The leadership model for converging threats

  • CEO = Chief Resilience Officer: Treat resilience as a P&L lever: protect cash, customers, and capacity while pursuing upside. Establish a cross-functional resilience office with authority over risk appetite, SLOs, and change cadence.
  • Decide with evidence, not anecdotes: Tie major calls to Decision Briefs with sources, scenarios, and confidence—updated weekly by an AI-assisted intel function.
  • Dual-speed operating model: Run the core on strict guardrails (SLOs, error budgets, change budgets) while a “strategic bets” track experiments with controlled blast radius.

Playbook: from turbulence to advantage

1) Sense & prioritize

  • Horizon scanning: weekly macro/geo/tech scan feeding a top-10 risk board with owners and early indicators.
  • Resilience KPIs: liquidity runway, supplier concentration, cyber exposure, talent bench coverage; publish thresholds and triggers.

2) Build shock absorbers

  • Operational SLOs: reliability targets and error budgets govern release pace; progressive delivery and rollback rehearsals reduce incident cost.
  • Financial buffers: flexible opex/capex levers indexed to risk regime (e.g., FX bands, energy shocks, rate moves).

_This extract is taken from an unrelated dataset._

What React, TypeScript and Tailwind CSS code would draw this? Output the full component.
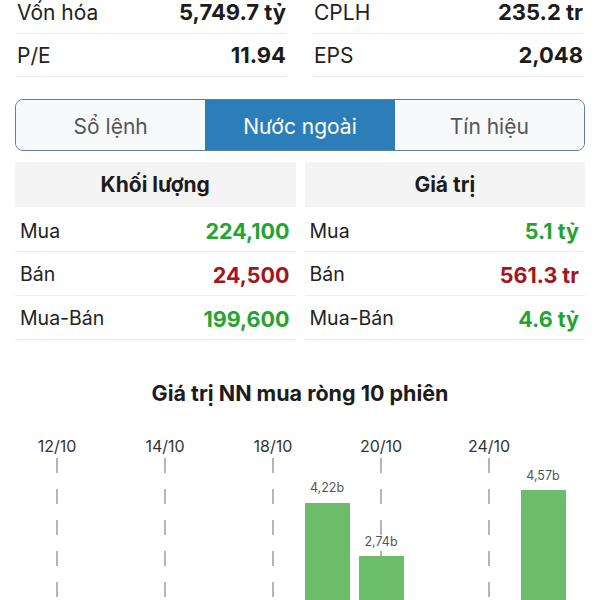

3) Communicate with credibility

  • Truth-first narratives: acknowledge uncertainty, share scenarios, and define “no regret” moves; leaders who over-promise erode trust fast in volatile regimes.

30 / 60 / 90-day leadership agenda

  1. 30 days: publish a resilience charter (risk appetite, decision rights); stand up a weekly CEO brief and risk dashboard linked to KPIs/SLOs.
  2. 60 days: run a cross-functional game day (geopolitical + cyber + supply); codify freeze/fast-track rules; align board on crisis communication templates.
  3. 90 days: shift two critical processes to progressive delivery with automatic rollback; review bench for key roles (including interim/boomerang options) with activation triggers.

What to measure

  • Decision cycle time: intel → options → call → outcome, by risk class.
  • Resilience attainment: % quarters within reliability/financial guardrails; error-budget burn and incident MTTR under stress.
  • Readiness perception: repeat the pulse survey as a baseline against the 84% benchmark.

Anti-patterns to avoid

  • Big-bang reorganizations during a crisis; favor thin slices and reversible moves.
  • Personality-led strategy: boomerang appointments without clear mandates, metrics, and time-boxed reviews.
  • Hope as a plan: no scenarios, no triggers, no drills.

Bottom line

Volatility isn’t a temporary storm—it’s the climate. The leaders who win won’t predict every shock; they’ll pre-decide how to act when it hits, measure what matters, and communicate with candor. For boards, that may mean calling back crisis-tested hands—while ensuring today’s resilience is built into the system, not just the person at the top.